ATITUDES DE ÂMBITO COMUNITÁRIO

  • Contemplar a Ecologia Integral como questão trans­versal que perpassa toda a ação eclesial nos planos diocesanos, paroquiais e comunitários;
  • Criar grupos de estudos sobre a Ecologia Integral, a partir da encíclica Laudato si’ e da exortação apostó­lica Laudate Deum;
  • Organizar retiros, caminhadas e via-sacras ecológi­cas, para despertar a consciência socioambiental;
  • Criar hortas comunitárias agroecológicas, incenti­vando a partilha dos alimentos produzidos, benefi­ciando os mais pobres;
  • Apoiar a coleta seletiva e a reciclagem nas comuni­dades e paróquias, com as cooperativas de catadores, para promover educação ambiental e apoiar a econo­mia circular;
  • Assumir ações comuns, tais como a utilização de energia solar, a reutilização da água da chuva, o plan­tio de mudas de árvores nativas e/ou a abolição do uso de descartáveis nas comunidades e paróquias;
  • Que as comunidades religiosas e as instituições de ensino católicas façam atividades educativas e pasto­rais sobre o tema da CF 2025.

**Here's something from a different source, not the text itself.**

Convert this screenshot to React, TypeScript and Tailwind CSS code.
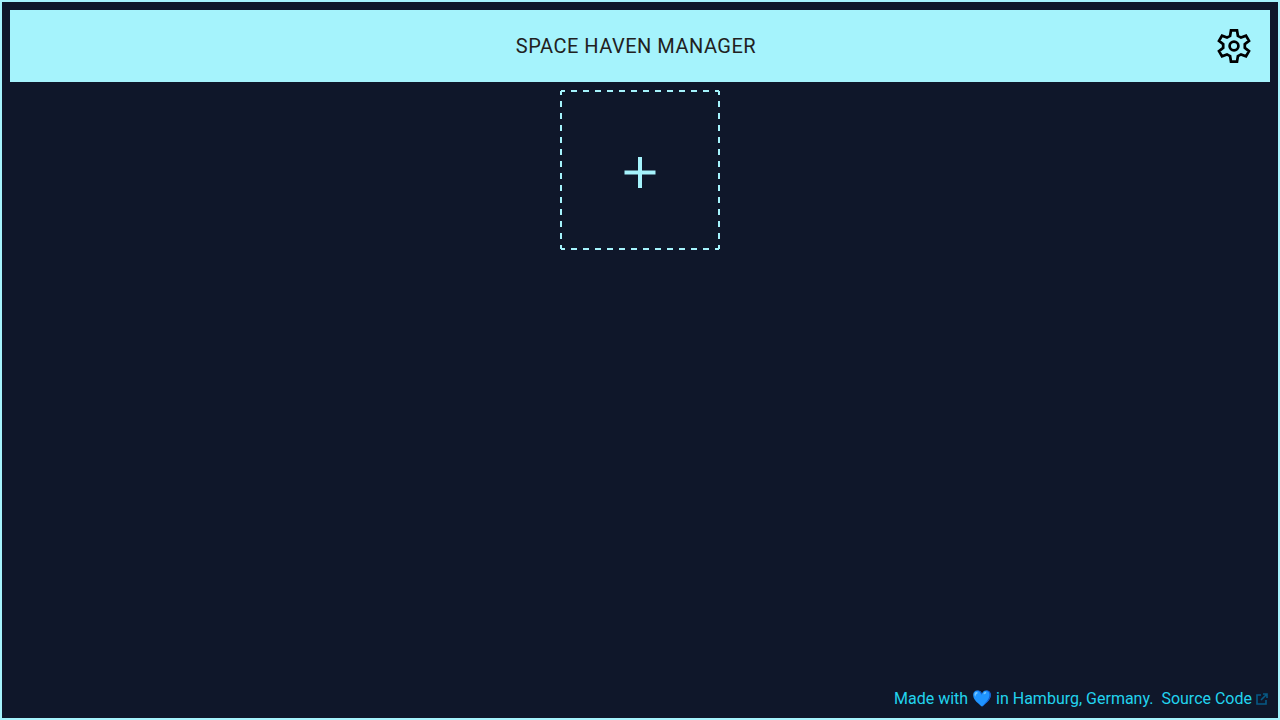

AÇÕES SOCIAIS E NO ÂMBITO DA BOA POLÍTICA

  • Realizar audiências públicas e debates sobre as cau­sas da crise climática, as falsas soluções, a urgência da mudança dos hábitos de vida e o reconhecimento da natureza como sujeito de direitos;
  • Identificar a apoiar as comunidades atingidas por ca­tástrofes naturais – tempestades, furacões, ciclones, enchentes, secas prolongadas – e as vítimas dos cri­mes ambientais;
  • Fomentar iniciativas de formação contínua sobre os biomas e os ecossistemas locais, para ampliar a com­preensão das dinâmicas biológicas e dos desafios enfrentados;
  • Planejar estratégias para a proteção dos biomas e para a preservação das espécies e a mitigação dos efeitos das mudanças climáticas;
  • Promover e apoiar nas esferas públicas ações efeti­vas que visem à mudança do modelo econômico que ameaça a vida na Casa Comum;
  • Realizar audiências públicas e outras propostas legis­lativas que promovam a Ecologia Integral;
  • Tomar parte na Semana Laudato si’, que acontecerá mundialmente de 18 a 25 de maio.